When you change one file at a time, the result may be small:
- 2%
- 1.5%
If you look only once, it can feel like:
- “Maybe it got better.”
- “Maybe not.”
But if you look across many rounds:
- round 1
- round 2
- round 3
- …
then the bigger result starts to show.
Closing
TEREO’s rule is simple.
- Fix one small goal.
- Judge it again and again by the same standard.
- Keep only the real gain that beats the noise, and leave that as the next reference point.
In other words:
keep only if gain > noise
It can work in any area where improvement is possible.
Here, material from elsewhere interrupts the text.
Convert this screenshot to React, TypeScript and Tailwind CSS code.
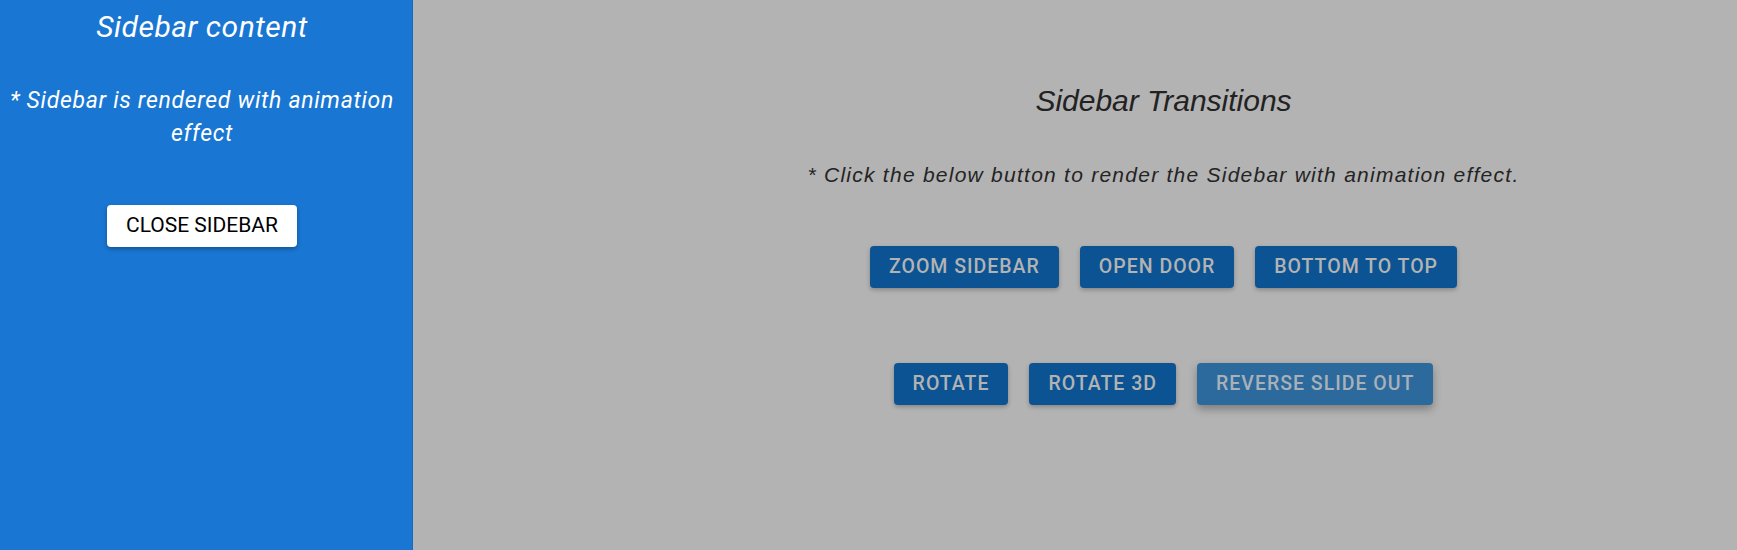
export default function App() {
  const firstRow = ['Zoom Sidebar', 'Open Door', 'Bottom To Top'];
  const secondRow = ['Rotate', 'Rotate 3D'];

  return (
    <div className="flex h-screen w-full overflow-hidden">
      {/* sidebar */}
      <aside className="w-[413px] shrink-0 bg-[#1976d2] border-r border-[#1769c2] pl-[4px] pr-[12px] text-center text-white italic font-['Roboto',sans-serif]">
        <h2 className="pt-[10px] text-[30px] leading-[34px] tracking-[0.5px]">Sidebar content</h2>
        <p className="mt-[40px] text-[23px] leading-[33px] tracking-[0.7px]">
          * Sidebar is rendered with animation effect
        </p>
        <button className="mt-[55px] h-[42px] rounded px-[19px] bg-white not-italic text-[21px] text-black uppercase shadow-[0_2px_4px_rgba(0,0,0,0.3)]">
          Close Sidebar
        </button>
      </aside>

      <main className="flex-1 bg-[#b3b3b3] pl-[177px] text-center">
        <h1 className="pt-[83px] text-[30px] leading-[36px] italic text-[#222] font-['Liberation_Sans',Arial,sans-serif]">
          Sidebar Transitions
        </h1>
        <p className="mt-[44px] text-[21px] leading-[24px] tracking-[1.25px] italic text-[#242424] font-['Liberation_Sans',Arial,sans-serif]">
          * Click the below button to render the Sidebar with animation effect.
        </p>

        <div className="mt-[59px] flex justify-center gap-[21px] font-['Roboto',sans-serif]">
          {firstRow.map((label) => (
            <button
              key={label}
              className="h-[42px] rounded px-[19px] bg-[#0c5394] text-[19.5px] tracking-[1px] font-medium uppercase text-[#b3b3b3] shadow-[0_2px_4px_rgba(0,0,0,0.25)]"
            >
              {label}
            </button>
          ))}
        </div>

        <div className="mt-[75px] flex justify-center gap-[21px] font-['Roboto',sans-serif]">
          {secondRow.map((label) => (
            <button
              key={label}
              className="h-[42px] rounded px-[19px] bg-[#0c5394] text-[19.5px] tracking-[1px] font-medium uppercase text-[#b3b3b3] shadow-[0_2px_4px_rgba(0,0,0,0.25)]"
            >
              {label}
            </button>
          ))}
          <button className="h-[42px] rounded px-[19px] bg-[#2c6a9e] text-[19.5px] tracking-[1px] font-medium uppercase text-[#a9b1b8] shadow-[0_4px_8px_rgba(0,0,0,0.3)]">
            Reverse Slide Out
          </button>
        </div>
      </main>
    </div>
  );
}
The really sad thing is that TEREO has one condition:
- Computer required
If that one condition is met, you can attach it anywhere.
- many projects
- many kinds of work
- many experiments
- many automations
- many hobbies
Will TEREO become useless as AI keeps getting better?
No.
It will become even more needed.
As AI gets stronger, it makes more changes, faster, and gives more plausible reasons.
So the really important question is no longer:
“Can it change things?”
It becomes:
“What should remain?”
That is where TEREO becomes more important.
Because among the many changes made by AI, it becomes the proof layer that keeps only the real improvements that truly lead to results.
Now I am curious about your case.
- What project did you attach it to?
- What kind of work did you use it for?
- What hobby or experiment did you apply it to?
- Which changes were kept?
- Which changes were dropped?
Please share.
As more cases build up, TEREO can grow by leaving one small truth at a time.
Just like the philosophy of TEREO.
FAQ
Why not fix every nearby problem at once?
The moment the task widens, the win condition changes and it becomes harder to tell whether the original improvement was real. TEREO keeps only the problems that would make the current promise false inside the same round.
What is the difference between `check` and `judge`?
`check` is the rule and command that tests the goal, while `judge` is the decision layer that turns the result into keep, hold, or drop.
Why does TEREO leave a `receipt`?
Because later, when code changes again, the receipt becomes evidence for what was trusted, what was tested, and why the result was accepted, held, or dropped.